In the latest round of Castro-area business news during the COVID-19 pandemic, two new restaurants have opened, an ice cream shop's opening has ben delayed, and a prominent neighborhood bank remains closed to customers while undergoing a $1.3 million renovation.
Tanglad (469 Castro St.)
Hoodline readers will recall back in August we shared the news about the new restaurant.
Now after a modest remodel, Tanglad has softly opened.
Hoodline reached out to owner Alex Alfonso for comment but did not receive a response.
While San Francisco reopened indoor dining at limited capacity on Wednesday, Tanglad is currently only providing outdoor seating.
Menu options (which are not wildly different from Slurp's) include noodle soups, rice vermicelli cold noodle, rice platters, garlic noodles and Vietnamese sandwiches.
Currently, Tanglad is only offering non-alcoholic drinks, and at this time there is no liquor license application on file with the California Department of Alcoholic Beverage Control (ABC).
Hoodline readers will recall the ABC suspended Slurp's beer and wine license prior to closing back in February due to an issue with the California Department of Tax and Fee Administration (CDTFA), and perhaps that is still being cleared up.
Tanglad is currently open seven days a week from 11 a.m to 10 p.m.
Sushi Urashima (149 Noe St. at Henry)
Sushi Urashima has quickly opened inside the former Amasia Hide's Sushi Bar. The restaurant's official first day was September 15.
Hoodline readers will recall Amasia closed at the end of August after 18 years in Duboce Triangle.

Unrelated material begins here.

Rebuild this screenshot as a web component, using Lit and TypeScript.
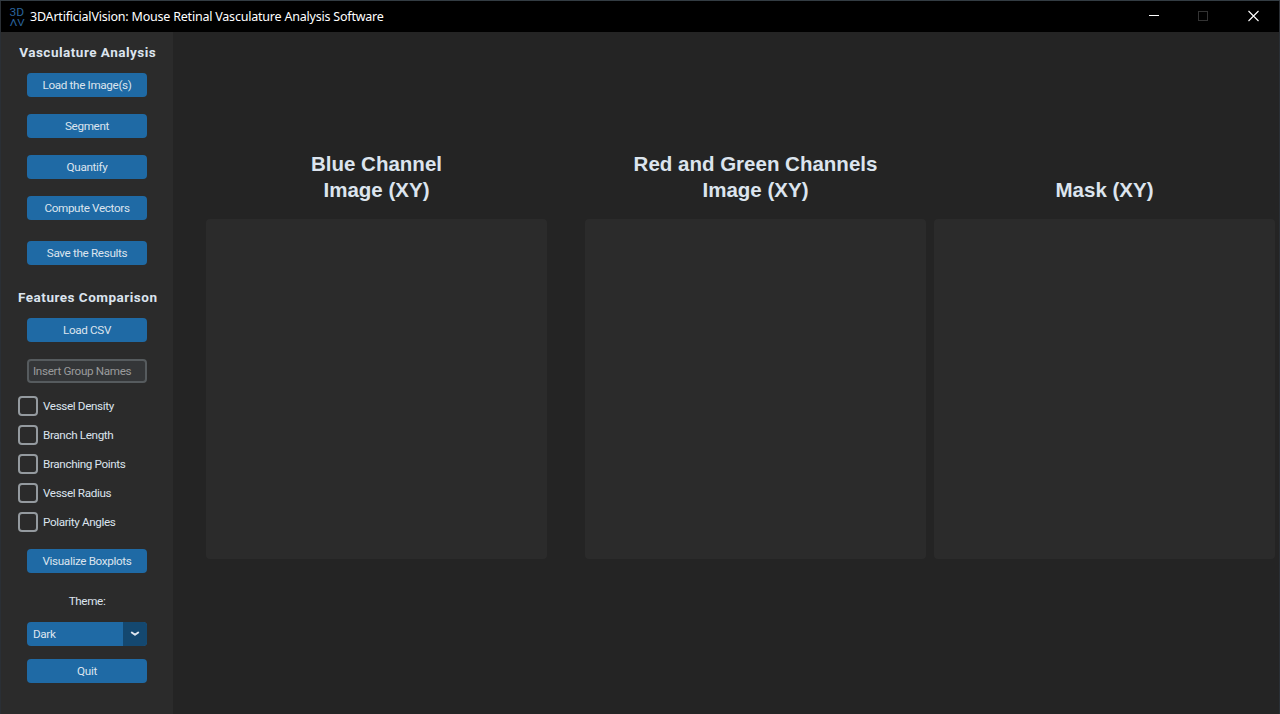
import { LitElement, html, css } from "lit";
import { customElement } from "lit/decorators.js";

@customElement("app-root")
export class AppRoot extends LitElement {
  static styles = css`
    :host { display: block; }
    * { box-sizing: border-box; }
    .window {
      width: 1280px; height: 714px; overflow: hidden;
      display: grid; grid-template-rows: 31px 1fr;
      padding: 1px 1px 0 1px;
      background: linear-gradient(#333c43 0 1px, #2a2f35 1px);
      color: #dce4ee; font: 11.7px/18px Roboto, sans-serif; letter-spacing: -0.36px;
    }
    .titlebar { background: #000; display: flex; align-items: center; padding-left: 8px; }
    .logo { width: 17px; height: 24px; display: block; }
    .logo text { font: 8px Roboto, sans-serif; letter-spacing: 0; fill: #2a639c; }
    .title { color: #fff; font: 12.5px/18px "Noto Sans", "Open Sans", sans-serif; margin-left: 4px; flex: 1; white-space: nowrap; letter-spacing: -0.21px; }
    .controls { display: flex; }
    .controls svg { width: 50px; height: 31px; display: block; }
    .body { display: grid; grid-template-columns: 172px 1fr; background: #242424; min-height: 0; }
    .sidebar { background: #2b2b2b; display: flex; flex-direction: column; align-items: center; padding-top: 11px; }
    h2 { margin: 0; font: 700 13.5px/18px Roboto, sans-serif; letter-spacing: 0.5px; white-space: nowrap; padding-left: 1.5px; }
    .actions { display: grid; gap: 17px; margin-top: 12px; }
    button, .entry, .select {
      width: 120px; height: 24px; border: 0; padding: 0; border-radius: 4px;
      background: #1f6aa5; color: #dce4ee; font: 11.7px/24px Roboto, sans-serif; text-align: center;
      letter-spacing: -0.34px; display: block; white-space: nowrap; overflow: hidden;
    }
    .save { margin-top: 21px; }
    .features { margin-top: 23px; }
    .csv { margin-top: 12px; }
    .entry { margin-top: 17px; background: #343638; border: 2px solid #565b5e; color: #9a9b9c; line-height: 20px; text-align: left; padding-left: 4px; }
    .checks { align-self: stretch; padding-left: 17px; margin-top: 8px; display: grid; grid-auto-rows: 29px; }
    .check { display: flex; align-items: center; gap: 5px; }
    .box { width: 20px; height: 20px; border: 2px solid #949a9f; border-radius: 4px; }
    .boxplots { margin-top: 13px; }
    .theme { margin-top: 19px; }
    .select { margin-top: 12px; display: grid; grid-template-columns: 96px 24px; text-align: left; }
    .value { padding-left: 6px; }
    .arrow { background: #144870; display: grid; place-items: center; }
    .quit { margin-top: 13px; }
    .main { display: grid; grid-template-columns: 379px 349px 341px; padding: 119px 0 0 33px; align-content: start; }
    .view { display: grid; grid-template-rows: 52px 340px; row-gap: 16px; }
    h1 { margin: 0; align-self: end; width: 341px; text-align: center; font: 700 20.5px/26px "Liberation Sans", sans-serif; letter-spacing: 0; white-space: pre-line; }
    .canvas { width: 341px; background: #2b2b2b; border-radius: 4px; }
  `;

  private features = ["Vessel Density", "Branch Length", "Branching Points", "Vessel Radius", "Polarity Angles"];
  private actions = ["Load the Image(s)", "Segment", "Quantify", "Compute Vectors"];
  private views = ["Blue Channel\nImage (XY)", "Red and Green Channels\nImage (XY)", "Mask (XY)"];

  render() {
    return html`
      <div class="window">
        <div class="titlebar">
          <svg class="logo" viewBox="0 -2 17 24">
            <text transform="translate(0.4 9) scale(1.5 1.3)">3D</text>
            <text transform="translate(0.7 18.9) scale(1.45 1.2)">ΛV</text>
          </svg>
          <div class="title">3DArtificialVision: Mouse Retinal Vasculature Analysis Software</div>
          <div class="controls">
            <svg viewBox="0 0 50 31"><path d="M20 14.5h10" stroke="#fff" fill="none" /></svg>
            <svg viewBox="0 0 50 31"><rect x="19.5" y="10.5" width="9" height="9" stroke="#333" fill="none" /></svg>
            <svg viewBox="0 0 50 31"><path d="M19.5 10l10 10M29.5 10L19.5 20" stroke="#fff" stroke-width="1.1" fill="none" /></svg>
          </div>
        </div>
        <div class="body">
          <div class="sidebar">
            <h2>Vasculature Analysis</h2>
            <div class="actions">${this.actions.map((a) => html`<button>${a}</button>`)}</div>
            <button class="save">Save the Results</button>
            <h2 class="features">Features Comparison</h2>
            <button class="csv">Load CSV</button>
            <div class="entry">Insert Group Names</div>
            <div class="checks">
              ${this.features.map((f) => html`<div class="check"><span class="box"></span><span>${f}</span></div>`)}
            </div>
            <button class="boxplots">Visualize Boxplots</button>
            <div class="theme">Theme:</div>
            <div class="select">
              <span class="value">Dark</span>
              <span class="arrow"><svg width="10" height="6" viewBox="0 0 10 6"><path d="M1.8 1.5L5 3.8L8.2 1.5" fill="none" stroke="#dce4ee" stroke-width="2" stroke-linecap="round" stroke-linejoin="round" /></svg></span>
            </div>
            <button class="quit">Quit</button>
          </div>
          <div class="main">
            ${this.views.map((v) => html`<div class="view"><h1>${v}</h1><div class="canvas"></div></div>`)}
          </div>
        </div>
      </div>
    `;
  }
}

The business was sold to new owners, who have already reopened under the new name.
Sushi Urashima is serving a similar Japanese-food menu including sushi rolls, nigiri sushi, sashimi, and donburi.
Business hours are Tuesday through Sunday from 5:30 p.m. to 9 p.m.
Double Rainbow (415 Castro St.)
Double Rainbow's new scoop shop is currently under construction in the former Sunglasses on Castro space (415 Castro St.) — just two doors down from where it all started in the 1970s. (That space is now home to Hot Cookie.)
At the time, Double Rainbow's president and CEO Taryn Segal told Hoodline Double Rainbow planned to open by late summer.
Now Segal tells Hoodline that the opening date for Double Rainbow has been delayed as the company works its way through the permitting and approval process. Segal says a new opening date has not been finalized.
With construction well underway, Double Rainbow is required to obtain a change of use for the space.
Public records indicate Double Rainbow only submitted a change of use application last week.
Currently, the space is zoned for retail use, and it's transforming into what the city calls a "limited restaurant use." While permitted under current Castro area planning code, it does require a notification period allowing residents to file an appeal.
According to a March 2019 Budget & Legislative Analyst report it takes business six months on average to obtain change of use.
In the November election, voters have an opportunity to speed up the planning process with Proposition H - Mayor London Breed's 'Save Our Small Business' initiative. As described by Mayor Breed Prop H in a press release Prop H would "require that permit applications for storefront uses that are allowed by the current zoning be reviewed within 30 days."
As proposed, Prop H would also increase the types of permitted and conditionally permitted uses, expand the use of outdoor areas, eliminate notification requirements for permitted uses, streamline the permit inspection process and allow restaurants to convert their space to co-working.
Bank of America (501 Castro St.)
Castro's Bank of America at the corner of 18th and Castro streets has been closed throughout shelter-in-place much to the dismay of many local business owners.
The interior space has been demolished and is currently undergoing a remodel. Banking customers can still access the ATMs during construction.
Longtime Castro residents will recall Bank of America had once been at the corner of Market and Castro streets, in the space now occupied by Soulcycle. The bank had been there since 1922 before moving to its current location at the former Hibernia Bank in the early 1990s.
Public records indicate a building permit has been issued for the interior demolition along with plumbing, electrical, lighting and construction of partitions. Construction costs are estimated at $1.3 million.
Bank of America spokesperson Colleen Haggerty tells Hoodline there's currently no firm reopening date.
"Our small business bankers have been proactively reaching out to the local business clients who frequent our Castro financial center to provide them with additional points of contact, discuss any needs they have, and guide them on how to leverage digital self-service options if they cannot go to another nearby branch," wrote Haggerty in a statement to Hoodline.
Haggerty encouraged customers to visit any of Bank of America's 30 locations currently open in San Francisco. Bank of America's closest location to the Castro is at 4098 24th St. in Noe Valley.